The First World War was a time when having seen thousands of British soldiers wiped out by machine guns, a million young men thought, that’s the life for me, and volunteered to replace them and the miltary eggheads sent over to France to see what happened this time when they were told to run towards German machine guns.
I was writing supernatural and fantasy fiction publish for literary magazines and had my first major success with 'The Great God Pan' and at the start of the war, as the first battle took place a short distance from Agincourt 500 years earlier, I had an idea for a short story based on the blending of that battle with the one happening today and it was published in the London Evening News and was called 'The Bowmen'.
My story was that under the fields of this corner of Europe lay British soldiers from the campaigns of Edward III and at this key moment in English history, the ghosts of Agincourt rose up from the ground and intervened on the English side but i had written it as a news report which was my style of writing which may have led to the later confusion.
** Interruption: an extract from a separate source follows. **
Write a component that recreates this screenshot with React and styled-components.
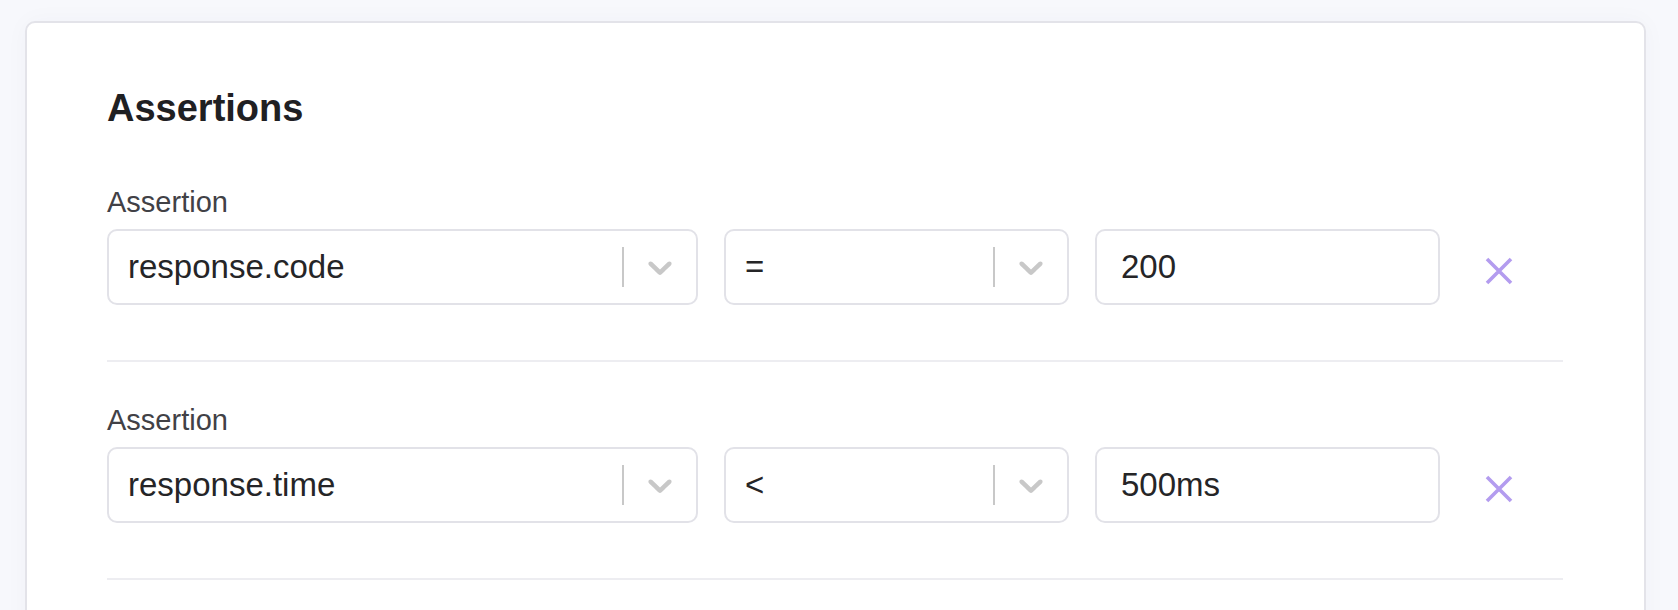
import React from 'react';
import styled, { createGlobalStyle } from 'styled-components';

const GlobalStyle = createGlobalStyle`
  html, body {
    margin: 0;
    padding: 0;
    background: #f7f8fc;
    font-family: "Liberation Sans", Arial, sans-serif;
  }
`;

const Page = styled.div`
  padding: 21px 32px 0 25px;
  overflow: hidden;
  height: 610px;
  box-sizing: border-box;
`;

const Card = styled.section`
  background: #fff;
  border: 2px solid #e3e3e9;
  border-radius: 10px;
  padding: 62px 81px 80px 80px;
  box-shadow: 0 0 24px rgba(40, 40, 80, 0.03);
`;

const Heading = styled.h2`
  margin: 0 0 53px 0;
  font-size: 38px;
  line-height: 46px;
  font-weight: 700;
  color: #1f2023;
`;

const Assertion = styled.div`
  padding-bottom: 55px;
  border-bottom: 2px solid #ededf1;
  margin-bottom: 40px;
`;

const Label = styled.label`
  display: block;
  font-size: 29px;
  line-height: 36px;
  color: #414146;
  margin-bottom: 9px;
`;

const Row = styled.div`
  display: grid;
  grid-template-columns: 591px 345px 345px 1fr;
  column-gap: 26px;
  align-items: center;
`;

const Control = styled.div`
  display: flex;
  align-items: center;
  height: 76px;
  box-sizing: border-box;
  border: 2px solid #e2e2e8;
  border-radius: 10px;
  background: #fff;
`;

const Value = styled.div`
  flex: 1;
  padding-left: ${p => (p.$input ? '24px' : '19px')};
  font-size: 33px;
  color: #252527;
  white-space: nowrap;
`;

const Separator = styled.span`
  width: 2px;
  height: 40px;
  background: #c8c8c8;
`;

const Indicator = styled.span`
  display: flex;
  align-items: center;
  padding: 0 16px;
  color: #c8c8c8;
`;

const Remove = styled.button`
  justify-self: start;
  margin: 8px 0 0 19px;
  padding: 0;
  border: none;
  background: none;
  display: flex;
  cursor: pointer;
`;

function Chevron() {
  return (
    <svg width="40" height="40" viewBox="0 0 20 20" fill="currentColor">
      <path d="M4.516 7.548c0.436-0.446 1.043-0.481 1.576 0l3.908 3.747 3.908-3.747c0.533-0.481 1.141-0.446 1.574 0 0.436 0.445 0.408 1.197 0 1.615-0.406 0.418-4.695 4.502-4.695 4.502-0.217 0.223-0.502 0.335-0.787 0.335s-0.57-0.112-0.789-0.335c0 0-4.287-4.084-4.695-4.502s-0.436-1.17 0-1.615z" />
    </svg>
  );
}

function Cross() {
  return (
    <svg width="28" height="28" viewBox="0 0 28 28">
      <path d="M2 2L26 26M26 2L2 26" stroke="#b39cef" strokeWidth="3.6" />
    </svg>
  );
}

function Select({ value }) {
  return (
    <Control>
      <Value>{value}</Value>
      <Separator />
      <Indicator><Chevron /></Indicator>
    </Control>
  );
}

const assertions = [
  { field: 'response.code', op: '=', target: '200' },
  { field: 'response.time', op: '<', target: '500ms' },
];

export default function App() {
  return (
    <>
      <GlobalStyle />
      <Page>
        <Card>
          <Heading>Assertions</Heading>
          {assertions.map(a => (
            <Assertion key={a.field}>
              <Label>Assertion</Label>
              <Row>
                <Select value={a.field} />
                <Select value={a.op} />
                <Control>
                  <Value $input>{a.target}</Value>
                </Control>
                <Remove aria-label="Remove assertion"><Cross /></Remove>
              </Row>
            </Assertion>
          ))}
        </Card>
      </Page>
    </>
  );
}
What happened was Bowman work of fiction turned into real life as there were reports that medieval English bowmen had been seen by the soldiers and a St George Cross had appeared in the sky to inspire the English as the so-called ‘Angels of Mons’ conclusively proved that God was on the side of the English against the Germans.
These stories of apparitions and heavenly bodies were widely believed and many soldiers became convinced that they too had seen the angels, and the patriotic value of this divine intervention was so good for morale that it was encouraged by the clergy and the politicians although i did receive requests to provide evidence for the story from readers who thought it was true, to which I responded that it was completely imaginary and a story i had created.
Parish magazine's began asking me for permission to reprint the story and i said they could but to make it perfectly clear it was a made up story and not true but they missed that bit out obviously as it was a boon for the religious business and all this killing of Germans in the name of the Lord Jesus Christ, who, unless I’m grossly mistaken, was actually rather keen on tolerance and not murdering each other, but the snowball of rumour that was then set rolling has been rolling ever since, grew bigger and bigger.
By now the story had been embellished to soldiers finding the corpses of German soldiers that had been found on the battlefield with arrow wounds and then the British Spiritualist magazine ran with it as 'proof' with visions of a supernatural force that miraculously intervened to help the British at the decisive moment of the battle.
I tried to put and end to it by republishing the story in book form, with a long preface stating the rumours were false and originated in my story but even with the Society for Psychical Research announcing the stories of Angelic Soldiers was false, the rumours continued with now even British officers saying they had seen things with one very high ranking Officer, General Charteris , saying he watched as an Angel of the Lord, clad in white raiment bearing a flaming sword, appearing before the German forces at the Mons battle forbidding their advance.
The tales only began to subside once the war was over but forever after i became associated with it and if i had known that i would have written it better because it was something i dashed off quickly because i was only going to get a pittance for it from the Newspaper.